I would recommend harvesting sometime before they are big and plump.... Pick one, and munch on it raw. If it seems nice and tender- pick away. If it seems tough, you might have waited too long. Get ready- once they start coming in, you'll be busy!!
I always make sure I don't let them get too big because I don't like them when the seeds are really big. When I figure out what size I like them at, I use that as a guide to determine if the others are ready.
For canning I prefer the bush beans. They all come in in three or four flushes and then you can pull them and give the space to something else. For fresh eating I prefer pole beans. They come in a few every day so you aren't as likely to get overwhelmed with them. I have a trellis eight feet wide that provides all the pole beans the neighbors and I can eat.
Well.. I pulled some... my LORD! They're SWEET! I've never had straight from the garden beans before! Even my son (who doesn't like anything other than the mushy canned ones) likes 'em!
haha!! Well... since I've never had them, I'm pretty sure he's never had them either. We've had "fresh" beans from the store.. but never from our garden.
It is difficult to tell people when to harvest garden produce. Easier to say when it is already too late to harvest!

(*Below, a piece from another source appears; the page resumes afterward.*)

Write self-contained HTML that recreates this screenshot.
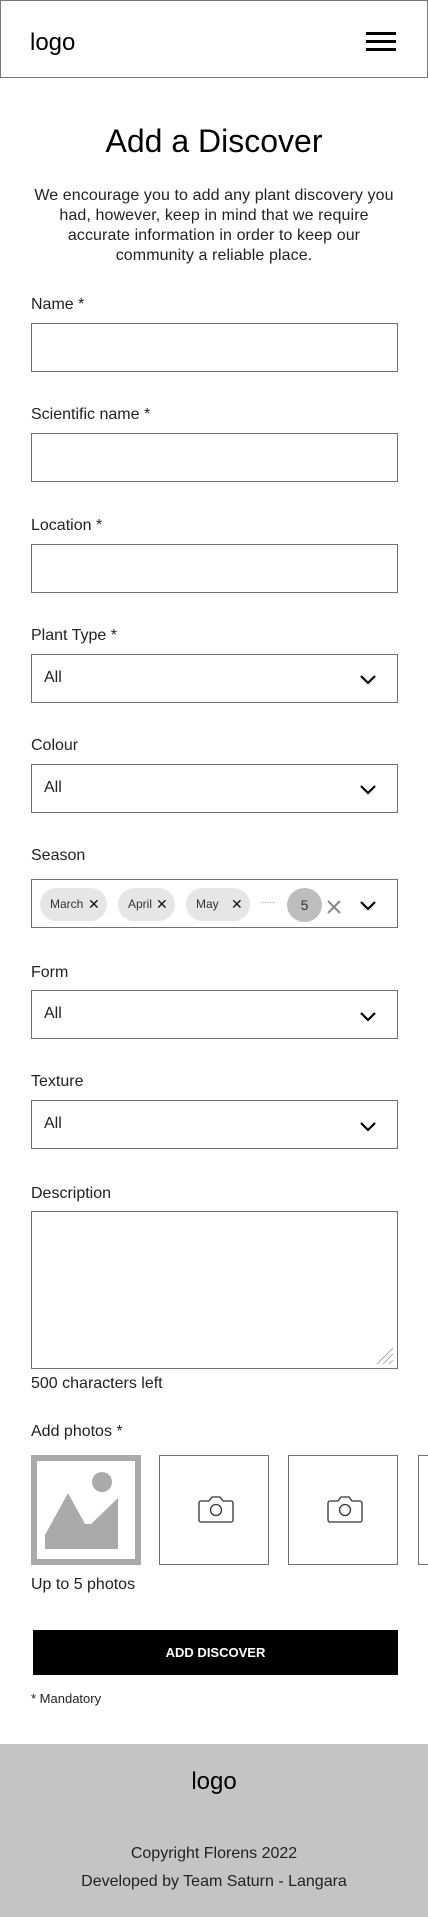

Actually, it doesn't have to be too late. You can always shell your beans and use them like green lima beans. Even right up until the bean seeds are completely dry and need several hours in the slow cooker. But, when are they just right for green beans?
You now have a real good sense of that, qt. Harvesting for your own table is something of an art, I suppose. You may harvest too early sometimes. The green beans will wilt by the time you have carried them from garden to the kitchen sink . . . Now, that's too early!
I think many new gardeners look at their garden veggies with suspicion. Food, after all, comes from the soopermarket. It does NOT come from outdoors, off plants, growing in soil!
Imagine you are living in prehistoric times! Yes, you are out there beneath the great, wide sky in the wilderness. Loosen your animal skin coverings a little and realize that bathing will have to wait awhile - maybe, the next time you have to ford an ice age river!
Cooked food has appeal but a brush fire hasn't swept thru the countryside lately so, like a bath, that will have to wait, also. You have happened upon some beans!! Pull one gently from the plant with a dirty fingernail and sample it . . . sweet? crisp? Does it have that intriguing squeak when you chew ?
Now, before you make yourself sick . . . harvest an apron pocket-full and take them in to your kitchen to be washed, julienned, sprinkled with toasted sesame seeds or slivered almonds, or whatever else you'd like to do with the freshest produce possible!
And the next time you go out to your garden remember, it is all yours! You are the owner of that garden. Everything you see is yours. You are the sovereign! Oh, except that rock over there, that's not yours. That's mine. But, everything else is yours. Except for that rock over there, and the shade behind that rock - that's mine, also.